What I would do in your place:
• If your team struggles with clutter, pick Trello and accept that you keep everything on one or two boards.
• If you want docs + tasks in one place, and you like building systems, pick Notion.
• If you want a real project tool with strong free features and you can handle some complexity, go with ClickUp.
To avoid the confusion you mentioned:
• Standardize one workflow. Do not let each person create their own board or structure.
• Have one “Single Source of Truth” for tasks. No tasks live in DM, email, or random notes without a card/task entry.
• Run a 15 minute review once a week. Clean old tasks, archive done work, update due dates.
If you want almost no risk of hitting paywalls on core stuff, I would start with ClickUp, set up one simple space, keep statuses simple, and ban fancy features for the first month. Once the team is stable, add views and automations slowly.

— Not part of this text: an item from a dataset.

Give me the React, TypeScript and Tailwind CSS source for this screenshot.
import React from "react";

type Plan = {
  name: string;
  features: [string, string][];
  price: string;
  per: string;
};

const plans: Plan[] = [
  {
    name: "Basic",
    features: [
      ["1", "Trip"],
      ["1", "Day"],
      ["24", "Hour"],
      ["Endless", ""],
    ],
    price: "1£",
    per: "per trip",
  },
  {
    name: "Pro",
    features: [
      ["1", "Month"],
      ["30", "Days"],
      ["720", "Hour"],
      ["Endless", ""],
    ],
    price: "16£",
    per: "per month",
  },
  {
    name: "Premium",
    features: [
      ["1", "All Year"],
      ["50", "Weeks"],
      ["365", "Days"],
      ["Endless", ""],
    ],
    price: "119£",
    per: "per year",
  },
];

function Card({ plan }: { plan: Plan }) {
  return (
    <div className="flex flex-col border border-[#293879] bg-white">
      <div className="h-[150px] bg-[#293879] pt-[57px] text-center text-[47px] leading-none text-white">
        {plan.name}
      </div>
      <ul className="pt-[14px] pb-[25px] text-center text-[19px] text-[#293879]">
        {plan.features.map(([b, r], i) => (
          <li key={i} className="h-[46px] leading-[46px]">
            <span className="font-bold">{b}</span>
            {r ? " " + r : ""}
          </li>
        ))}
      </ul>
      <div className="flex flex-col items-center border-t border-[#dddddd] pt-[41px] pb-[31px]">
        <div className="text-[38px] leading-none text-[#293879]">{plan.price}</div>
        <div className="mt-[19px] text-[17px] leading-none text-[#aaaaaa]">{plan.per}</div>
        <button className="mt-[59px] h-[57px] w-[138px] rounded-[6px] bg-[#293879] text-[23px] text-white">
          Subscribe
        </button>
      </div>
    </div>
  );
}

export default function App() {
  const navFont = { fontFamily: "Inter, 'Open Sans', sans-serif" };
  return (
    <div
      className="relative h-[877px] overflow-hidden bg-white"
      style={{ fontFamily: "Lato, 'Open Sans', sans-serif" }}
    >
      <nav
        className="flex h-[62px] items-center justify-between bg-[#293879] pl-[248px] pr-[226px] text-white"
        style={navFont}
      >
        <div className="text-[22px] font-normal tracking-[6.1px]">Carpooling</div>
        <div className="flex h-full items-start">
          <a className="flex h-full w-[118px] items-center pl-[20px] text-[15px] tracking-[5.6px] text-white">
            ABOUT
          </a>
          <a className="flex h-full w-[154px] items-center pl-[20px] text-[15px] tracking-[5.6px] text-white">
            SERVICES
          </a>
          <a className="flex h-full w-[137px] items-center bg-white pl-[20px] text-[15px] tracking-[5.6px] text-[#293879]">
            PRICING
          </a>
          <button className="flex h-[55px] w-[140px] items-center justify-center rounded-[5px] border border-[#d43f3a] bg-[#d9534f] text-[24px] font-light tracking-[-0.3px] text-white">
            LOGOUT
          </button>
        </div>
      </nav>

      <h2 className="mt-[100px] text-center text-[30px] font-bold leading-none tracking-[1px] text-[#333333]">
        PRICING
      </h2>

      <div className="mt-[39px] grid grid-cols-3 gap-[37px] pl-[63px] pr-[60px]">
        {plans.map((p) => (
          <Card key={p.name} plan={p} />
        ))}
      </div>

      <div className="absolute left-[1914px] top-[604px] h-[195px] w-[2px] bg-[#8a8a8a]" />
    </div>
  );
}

If your budget is zero and your team is small + remote, the “best” free tool is honestly the one that stays simple for 6+ months instead of impressing you for 2 weeks and then turning into chaos.

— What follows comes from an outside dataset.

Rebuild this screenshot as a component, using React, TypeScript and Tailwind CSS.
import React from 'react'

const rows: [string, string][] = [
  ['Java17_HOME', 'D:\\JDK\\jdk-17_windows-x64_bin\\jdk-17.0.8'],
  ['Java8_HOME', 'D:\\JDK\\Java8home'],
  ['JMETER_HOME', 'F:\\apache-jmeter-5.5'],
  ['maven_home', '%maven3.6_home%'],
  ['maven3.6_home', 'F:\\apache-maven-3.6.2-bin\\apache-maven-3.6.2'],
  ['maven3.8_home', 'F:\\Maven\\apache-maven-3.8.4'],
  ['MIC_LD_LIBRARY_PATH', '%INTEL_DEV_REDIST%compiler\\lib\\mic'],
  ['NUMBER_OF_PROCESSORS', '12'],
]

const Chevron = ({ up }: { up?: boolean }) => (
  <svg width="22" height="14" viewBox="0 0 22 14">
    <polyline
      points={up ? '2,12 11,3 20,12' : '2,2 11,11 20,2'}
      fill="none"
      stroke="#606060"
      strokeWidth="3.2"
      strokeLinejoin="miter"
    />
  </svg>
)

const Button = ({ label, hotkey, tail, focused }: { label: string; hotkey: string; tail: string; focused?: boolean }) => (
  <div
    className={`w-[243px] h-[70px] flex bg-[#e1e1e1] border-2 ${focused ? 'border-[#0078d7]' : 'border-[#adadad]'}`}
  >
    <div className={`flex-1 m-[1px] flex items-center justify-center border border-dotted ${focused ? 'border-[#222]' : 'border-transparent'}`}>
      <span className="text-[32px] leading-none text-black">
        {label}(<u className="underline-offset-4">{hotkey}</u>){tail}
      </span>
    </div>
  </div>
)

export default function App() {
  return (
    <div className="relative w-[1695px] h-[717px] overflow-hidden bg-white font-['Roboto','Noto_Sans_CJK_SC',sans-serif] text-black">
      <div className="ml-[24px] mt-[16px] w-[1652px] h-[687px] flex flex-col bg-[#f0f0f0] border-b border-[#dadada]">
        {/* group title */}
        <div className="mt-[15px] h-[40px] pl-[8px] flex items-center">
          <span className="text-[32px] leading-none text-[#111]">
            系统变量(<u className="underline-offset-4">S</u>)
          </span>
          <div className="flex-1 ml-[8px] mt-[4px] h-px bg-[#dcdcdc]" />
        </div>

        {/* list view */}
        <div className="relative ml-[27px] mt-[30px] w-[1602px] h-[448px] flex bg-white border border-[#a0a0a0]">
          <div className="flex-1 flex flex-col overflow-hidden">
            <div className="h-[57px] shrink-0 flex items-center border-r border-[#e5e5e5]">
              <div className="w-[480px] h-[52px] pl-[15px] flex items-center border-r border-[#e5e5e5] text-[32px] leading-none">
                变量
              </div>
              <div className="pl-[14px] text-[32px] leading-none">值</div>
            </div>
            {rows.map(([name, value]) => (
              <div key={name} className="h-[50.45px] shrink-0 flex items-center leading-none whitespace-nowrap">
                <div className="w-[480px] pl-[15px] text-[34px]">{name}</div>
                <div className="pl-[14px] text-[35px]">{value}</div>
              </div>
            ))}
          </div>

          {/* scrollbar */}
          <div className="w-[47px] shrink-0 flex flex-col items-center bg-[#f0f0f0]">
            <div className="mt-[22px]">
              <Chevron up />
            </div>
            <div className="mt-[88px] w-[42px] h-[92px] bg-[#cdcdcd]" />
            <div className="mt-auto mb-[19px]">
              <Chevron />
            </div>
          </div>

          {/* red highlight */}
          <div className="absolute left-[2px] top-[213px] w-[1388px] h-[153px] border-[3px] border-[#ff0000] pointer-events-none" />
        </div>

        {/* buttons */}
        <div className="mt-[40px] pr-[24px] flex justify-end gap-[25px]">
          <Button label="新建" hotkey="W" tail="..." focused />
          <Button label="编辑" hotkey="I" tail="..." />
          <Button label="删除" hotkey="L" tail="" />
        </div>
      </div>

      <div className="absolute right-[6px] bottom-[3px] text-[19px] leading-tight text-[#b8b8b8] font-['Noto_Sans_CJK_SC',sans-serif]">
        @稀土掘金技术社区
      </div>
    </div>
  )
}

@kakeru’s shortlist (ClickUp / Notion / Trello) is solid. I’d actually push a bit differently:
1. For pure task + deadline sanity: Asana Free
People sleep on Asana’s free plan, but for small teams it’s pretty solid:
- Up to 10–15 ppl is usually fine before it feels cramped
- Unlimited tasks, projects, messages
- List, board, calendar view
- Assignees, due dates, subtasks, basic dependencies via “waiting on” comments
Why it might fit you better than ClickUp:
- Cleaner UI, less “feature soup”
- Easier for non-techy teammates to grok in 10 minutes
- Good at keeping multiple projects visible without juggling a jungle of workspaces
How to keep it simple:
- One “Team” with 3–5 projects max (Client A, Client B, Internal, Admin)
- Each project:
- Sections: Inbox, This Week, In Progress, Blocked, Done
- Use due dates on everything that actually matters
- One rule: “If it’s not in Asana, it doesn’t exist”

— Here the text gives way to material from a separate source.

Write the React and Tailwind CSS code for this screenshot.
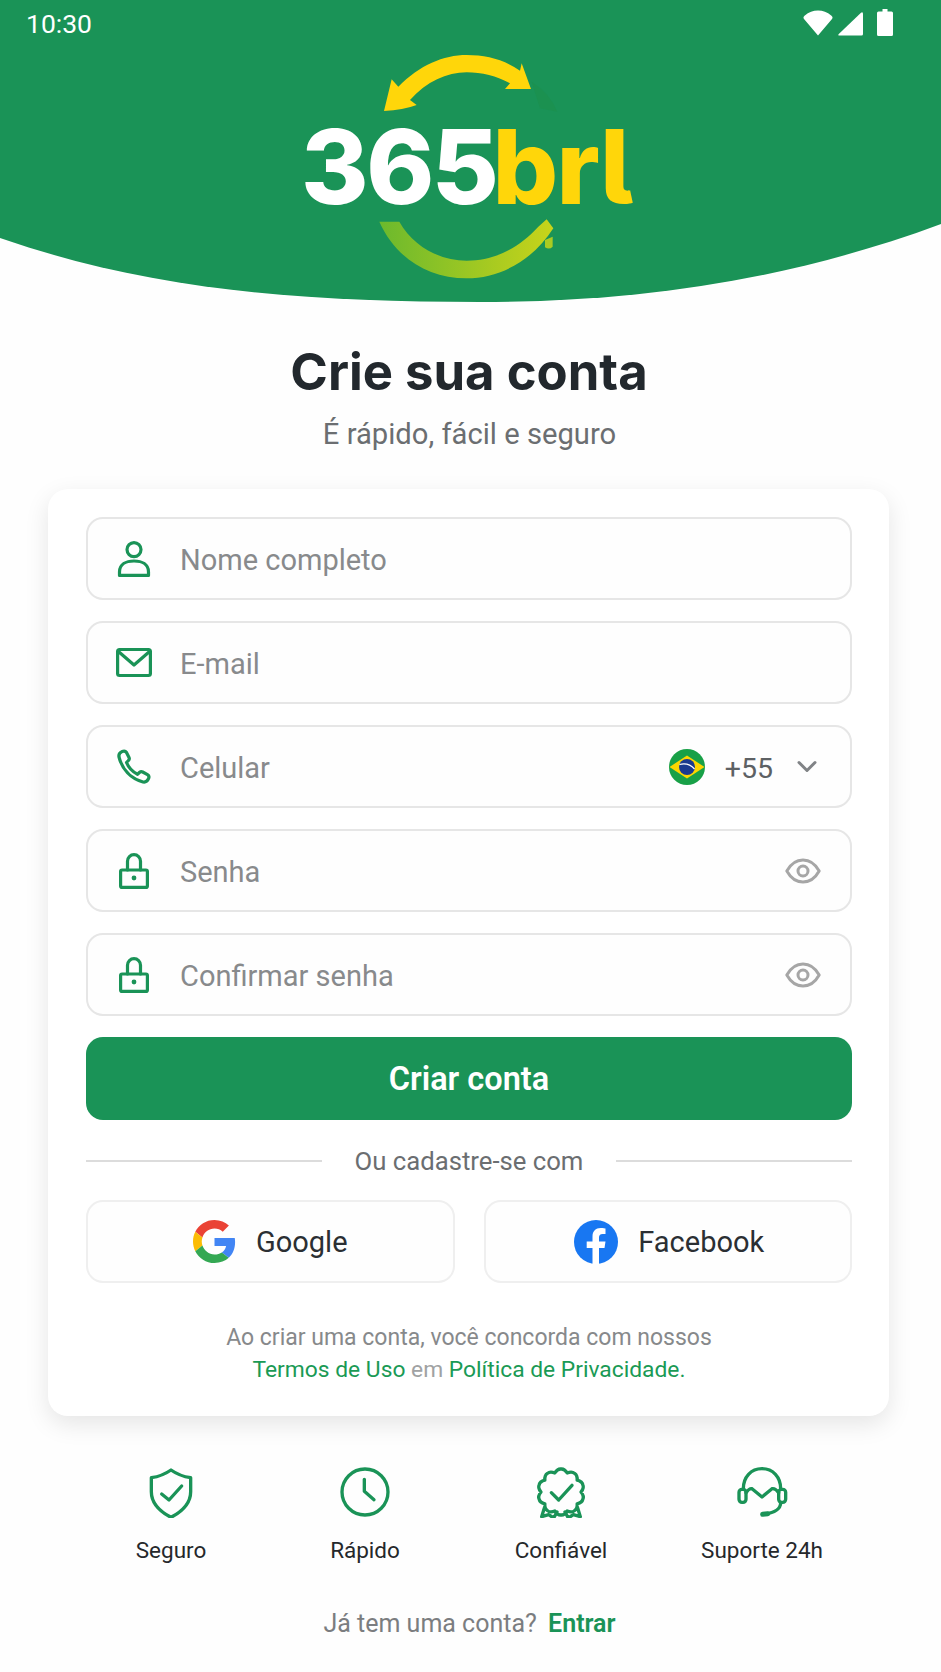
import React from "react";

const G = "#1a9357";
const Ic = ({ children, w = 36, h = 36, vb = "0 0 36 36", sw = 3.2, color = G, cls = "" }) => (
  <svg width={w} height={h} viewBox={vb} fill="none" stroke={color} strokeWidth={sw} strokeLinecap="round" strokeLinejoin="round" className={cls}>
    {children}
  </svg>
);

const UserI = () => (
  <Ic>
    <circle cx="18" cy="8.6" r="7" />
    <path d="M3.500 34.400V31C3.500 23.500 10 20 18 20S32.500 23.500 32.500 31V34.400Z" />
  </Ic>
);
const MailI = () => (
  <Ic>
    <rect x="1.600" y="4.500" width="32.800" height="26" rx="2" />
    <path d="M3 7L18 20L33 7" />
  </Ic>
);
const PhoneI = () => (
  <Ic>
    <path d="M3 8C2.500 5.500 4 3.500 6 2.600C8 1.800 9.500 2 10.500 3.500L13 8.500C13.600 9.700 13.300 10.700 12.400 11.500L10.500 13.500C12.500 18.500 16.500 22.800 21.500 25.300L23.700 23.300C24.600 22.500 25.600 22.400 26.700 23L31.500 25.700C33 26.600 33.300 28 32.500 29.700C31.500 32 29.500 33.500 27 33C14.500 29.500 6 20 3 8Z" />
  </Ic>
);
const LockI = () => (
  <Ic>
    <path d="M11.500 17V8.200a6.500 6.500 0 0 1 13 0V17" />
    <rect x="4.600" y="17" width="26.800" height="17.400" rx="1.500" />
    <circle cx="18" cy="25" r="2.400" fill={G} stroke="none" />
  </Ic>
);
const EyeI = () => (
  <Ic color="#a6a6a6" vb="0 0 36 26" h={26} sw={3} cls="mr-[1px]">
    <path d="M1.800 13C6 5.500 11.500 2 18 2S30 5.500 34.200 13C30 20.500 24.500 24 18 24S6 20.500 1.800 13Z" />
    <circle cx="18" cy="13" r="5" />
  </Ic>
);

const Field = ({ icon, label, right }) => (
  <div className="flex h-[83px] items-center rounded-[17px] border-2 border-[#e6e6e6] bg-[#fefefe] pl-[28px] pr-[28px]">
    <span className="flex w-[36px] shrink-0 justify-center">{icon}</span>
    <span className="ml-[28px] flex-1 pt-[5px] text-[29px] text-[#888a8c]">{label}</span>
    {right}
  </div>
);

const Flag = () => (
  <svg width="36" height="36" viewBox="0 0 36 36">
    <circle cx="18" cy="18" r="18" fill="#18a047" />
    <path d="M0.500 18L18 6.500L35.500 18L18 29.500Z" fill="#fcd600" />
    <circle cx="18" cy="18" r="8" fill="#1a3a8f" />
    <path d="M10.500 15.500C16.500 14 22 16 25.500 20" stroke="#fff" strokeWidth="1.200" fill="none" />
  </svg>
);

const Google = () => (
  <svg width="43" height="43" viewBox="0 0 48 48">
    <path fill="#EA4335" d="M24 9.500c3.540 0 6.710 1.220 9.210 3.600l6.850-6.850C35.900 2.380 30.470 0 24 0 14.620 0 6.510 5.380 2.560 13.220l7.980 6.190C12.430 13.720 17.740 9.500 24 9.500z" />
    <path fill="#4285F4" d="M46.980 24.550c0-1.570-.15-3.090-.38-4.550H24v9.020h12.940c-.58 2.960-2.260 5.480-4.780 7.180l7.730 6c4.510-4.180 7.090-10.360 7.090-17.650z" />
    <path fill="#FBBC05" d="M10.530 28.590c-.48-1.450-.76-2.990-.76-4.590s.27-3.140.76-4.590l-7.980-6.190C.92 16.460 0 20.120 0 24c0 3.880.92 7.540 2.560 10.780l7.970-6.190z" />
    <path fill="#34A853" d="M24 48c6.480 0 11.930-2.130 15.890-5.810l-7.730-6c-2.150 1.450-4.920 2.300-8.160 2.300-6.260 0-11.570-4.220-13.470-9.910l-7.980 6.190C6.510 42.620 14.620 48 24 48z" />
  </svg>
);
const Facebook = () => (
  <svg width="44" height="44" viewBox="0 0 44 44">
    <circle cx="22" cy="22" r="22" fill="#1877f2" />
    <path fill="#fff" d="M30.500 28L31.500 21.500H25V17.500C25 15.700 25.900 14 28.700 14H31.500V8.500C31.500 8.500 29 8 26.700 8C21.700 8 18.500 11 18.500 16.500V21.500H12.700V28H18.500V44C20.700 44.300 22.800 44.300 25 44V28Z" />
  </svg>
);

const Social = ({ icon, label, cls = "" }) => (
  <div className={`flex h-[83px] items-center justify-center gap-[20px] rounded-[17px] border-2 border-[#efefef] bg-[#fefefe] ${cls}`}>
    {icon}
    <span className="pt-[3px] text-[29px] text-[#2b2f33]">{label}</span>
  </div>
);

const Shield = () => (
  <Ic w={52} h={52} vb="45 28 156 156" sw={10}>
    <path d="M123 40C140 52 160 60 182 63V105C182 140 155 165 123 182C91 165 64 140 64 105V63C86 60 106 52 123 40Z" />
    <path d="M95 112L117 130L155 88" />
  </Ic>
);
const Clock = () => (
  <Ic w={52} h={52} vb="627 32 156 156" sw={10}>
    <circle cx="705" cy="110" r="69" />
    <path d="M703 72V108L732 133" />
  </Ic>
);
const scallop = (() => {
  const n = 10;
  const cx = 122;
  const cy = 106;
  let d = "";
  for (let i = 0; i < n; i++) {
    const a = -Math.PI / 2 + (i * 2 * Math.PI) / n;
    const b = a + Math.PI / n;
    const c = a + (2 * Math.PI) / n;
    const p = (r, t) => `${(cx + r * Math.cos(t)).toFixed(1)} ${(cy + r * Math.sin(t)).toFixed(1)}`;
    if (i === 0) d += `M${p(69, a)}`;
    d += `Q${p(71, a + Math.PI / (2.2 * n))} ${p(60, b)}Q${p(71, c - Math.PI / (2.2 * n))} ${p(69, c)}`;
  }
  return d + "Z";
})();
const Badge = () => (
  <Ic w={52} h={52} vb="44 28 156 156" sw={10}>
    <path d={scallop} />
    <path d="M93 108L115 130L155 86" />
    <path d="M72 154L64 180L85 174L100 184L110 166" />
    <path d="M172 154L180 180L159 174L144 184L134 166" />
  </Ic>
);
const Headset = () => (
  <Ic w={52} h={52} vb="650 32 156 156" sw={10}>
    <path d="M672 100C672 65 695 40 728 40S784 65 784 100" />
    <rect x="659" y="102" width="21" height="39" rx="9" />
    <rect x="778" y="102" width="21" height="39" rx="9" />
    <path d="M680 112Q690 98 698 100L728 125L758 100Q768 98 778 112" />
    <path d="M784 142C784 160 765 172 738 176" />
    <path d="M730 177L745 175" strokeWidth={15} />
  </Ic>
);

const Feature = ({ icon, label }) => (
  <div className="flex flex-col items-center">
    <div className="flex h-[52px] items-center justify-center">{icon}</div>
    <span className="mt-[18px] whitespace-nowrap text-[22.5px] leading-[28px] text-[#25282b]">{label}</span>
  </div>
);

export default function App() {
  return (
    <div className="relative h-[1672px] w-[941px] overflow-hidden bg-[#fefefe] font-['Roboto',sans-serif]">
      <header className="relative h-[303px]">
        <svg className="absolute inset-0" width="941" height="303" viewBox="0 0 941 303">
          <path fill={G} d="M0 0H941V224C790 280 640 302 480 302C300 302 150 290 0 238Z" />
        </svg>
        <div className="relative flex items-start justify-between pl-[26px] pr-[48px] pt-[9px]">
          <span className="text-[26.5px] leading-[30px] text-white">10:30</span>
          <div className="flex items-end">
            <svg width="30" height="26" viewBox="0 0 30 26" fill="#fff"><path d="M15 25.500L1 9Q-.3 7.300 1.500 5.800C6 2 10 .5 15 .5S24 2 28.500 5.800Q30.300 7.300 29 9Z" /></svg>
            <svg width="25" height="24" viewBox="0 0 25 24" fill="#fff" className="ml-[5px]"><path d="M23 .8Q25 -.5 25 2V22Q25 23.500 23.500 23.500H1.500Q-.5 23.500 .8 22Z" /></svg>
            <svg width="16" height="27" viewBox="0 0 16 27" fill="#fff" className="ml-[14px]"><path d="M5.500 0H10.500V2.500H14.500A1.500 1.500 0 0 1 16 4V25.500A1.500 1.500 0 0 1 14.500 27H1.500A1.500 1.500 0 0 1 0 25.500V4A1.500 1.500 0 0 1 1.500 2.500H5.500Z" /></svg>
          </div>
        </div>
        <div className="absolute left-[270px] top-[40px] h-[250px] w-[380px]">
          <svg className="absolute inset-0" width="380" height="250" viewBox="0 0 1140 750">
            <defs>
              <linearGradient id="arc" x1="0" y1="0" x2="1" y2="0">
                <stop offset="0" stopColor="#6cb92d" />
                <stop offset="1" stopColor="#c8d41a" />
              </linearGradient>
            </defs>
            <path fill="#1b9150" d="M785 125Q840 160 862 215L810 205Z" />
            <path fill="#ffd60a" d="M342 213L365 118L385 140C450 75 520 45 590 45C650 45 705 60 750 92L755 70L783 147L705 147L720 130C680 108 635 97 590 97C530 97 470 125 420 180L440 195Q400 210 342 213Z" />
            <path fill="url(#arc)" d="M328 545L388 545C430 620 510 662 590 662C680 662 750 620 805 560L830 538L850 565C790 660 690 715 590 715C470 715 375 650 328 545Z" />
            <path fill="#aacb22" d="M825 600L848 590L848 620Q838 630 825 622Z" />
          </svg>
          <div className="absolute left-[31px] top-[62px] flex whitespace-nowrap font-['Inter',sans-serif] text-[103px] font-extrabold leading-[130px]">
            <span className="tracking-[-2.5px] text-white">365</span>
            <span className="ml-[-4px] tracking-[-1.5px] text-[#ffd60a] [font-feature-settings:'cv05']">brl</span>
          </div>
        </div>
      </header>

      <div className="mt-[39px] text-center">
        <h1 className="pr-[3px] font-['Inter',sans-serif] text-[50.8px] font-bold leading-[60px] text-[#22282d]">Crie sua conta</h1>
        <p className="mt-[14px] pr-[2px] text-[29.2px] leading-[36px] text-[#6b6e71]">É rápido, fácil e seguro</p>
      </div>

      <main className="ml-[48px] mt-[37px] h-[927px] w-[841px] rounded-[20px] bg-white pl-[38px] pr-[37px] pt-[28px] shadow-[0_8px_24px_rgba(0,0,0,0.10)]">
        <div className="flex flex-col gap-[21px]">
          <Field icon={<UserI />} label="Nome completo" />
          <Field icon={<MailI />} label="E-mail" />
          <Field
            icon={<PhoneI />}
            label="Celular"
            right={
              <div className="flex items-center">
                <Flag />
                <span className="ml-[20px] pt-[5px] text-[28.5px] text-[#5d6164]">+55</span>
                <svg width="20" height="14" viewBox="0 0 20 14" fill="none" stroke="#808386" strokeWidth="3" strokeLinecap="round" strokeLinejoin="round" className="ml-[24px] mr-[5px]"><path d="M2 2.500L10 10.500L18 2.500" /></svg>
              </div>
            }
          />
          <Field icon={<LockI />} label="Senha" right={<EyeI />} />
          <Field icon={<LockI />} label="Confirmar senha" right={<EyeI />} />
          <button className="flex h-[83px] items-center justify-center rounded-[17px] bg-[#1a9357] pt-[1px] text-[32.5px] font-semibold text-white">Criar conta</button>
        </div>
        <div className="mt-[27px] flex items-center gap-[33px]">
          <span className="h-[2px] flex-1 bg-[#dcdcdc]"></span>
          <span className="text-[25.7px] leading-[28px] text-[#6b6e71]">Ou cadastre-se com</span>
          <span className="h-[2px] flex-1 bg-[#dcdcdc]"></span>
        </div>
        <div className="mt-[25px] grid grid-cols-2 gap-[29px]">
          <Social icon={<Google />} label="Google" />
          <Social icon={<Facebook />} label="Facebook" cls="pl-[3px]" />
        </div>
        <div className="mt-[39px] text-center text-[23px] leading-[32px]">
          <p className="text-[#87898b]">Ao criar uma conta, você concorda com nossos</p>
          <p className="text-[22.8px] text-[#1a9a55]">Termos de Uso <span className="text-[#a0a2a3]">em</span> Política de Privacidade.</p>
        </div>
      </main>

      <section className="ml-[74px] mt-[50px] grid grid-cols-[194px_194px_198px_204px]">
        <Feature icon={<Shield />} label="Seguro" />
        <Feature icon={<Clock />} label="Rápido" />
        <Feature icon={<Badge />} label="Confiável" />
        <Feature icon={<Headset />} label="Suporte 24h" />
      </section>

      <p className="mt-[45px] pr-[2px] text-center text-[25px] leading-[30px] text-[#7b7d80]">
        Já tem uma conta? <span className="ml-[5px] font-semibold text-[#1a9357]">Entrar</span>
      </p>
    </div>
  );
}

2. If you actually live in chat all day: Slack + a simple board
Since you mentioned confusion as soon as projects scale, sometimes the meta-problem is “we have 5 tools and no one opens any of them.”
Minimal setup that works stupidly well for small remote teams:
- Use Slack (free) as the communication hub
- Pin one shared board from:
- Trello, OR
- Asana project, OR
- ClickUp list
- One channel per “project” and one channel
#taskswhere someone posts a link to every new task created
This avoids the “We created 12 boards and nobody updates any of them” syndrome. Central brain is chat, single board is the task spine.
3. If you’re okay being a bit “meh” about tools but want zero paywall pain: self‑hosted
You did say budget is basically zero, not literally zero. If you’ve got any cheap server or even a spare machine running:
- Wekan (open source Trello-ish)
- Focalboard / Mattermost Boards
- OpenProject (heavier, more “PM manager” vibe)
Tradeoff: fewer sexy features, more long-term freedom, no “oh cool, we hit the free limit right at crunch time.” This is where I mildly disagree with @kakeru: instead of trying to squeeze a powerhouse like ClickUp into a free box and fighting its UI, you can just run something simpler that never locks stuff behind a paywall.
4. How to avoid the confusion you already hit (tool-agnostic)
The real trick is governance, not app features:
- One hierarchy rule:
- Projects are “buckets of work with a deadline”
- Tasks are “one person’s clear next step”
- One owner per project. No project with 0 or 2+ owners.
- Weekly 20–30 min “systems cleanup”:
- Close or archive all Done tasks
- Kill or merge duplicates
- Push any “someday” junk to a parking lot list
Honestly, for your case I’d do this:
- If your team is not tool-nerdy: Asana Free
- If you’re very docs-heavy & like building stuff: Notion Free, but be ruthless about keeping one main tasks database
- If you want fine-grain control and can tolerate clutter and onboarding: ClickUp, like @kakeru suggested, but lock down who can create spaces/folders for the first 2 months
Whatever you pick, the “one source of truth” rule matters more than the logo at the top of the screen.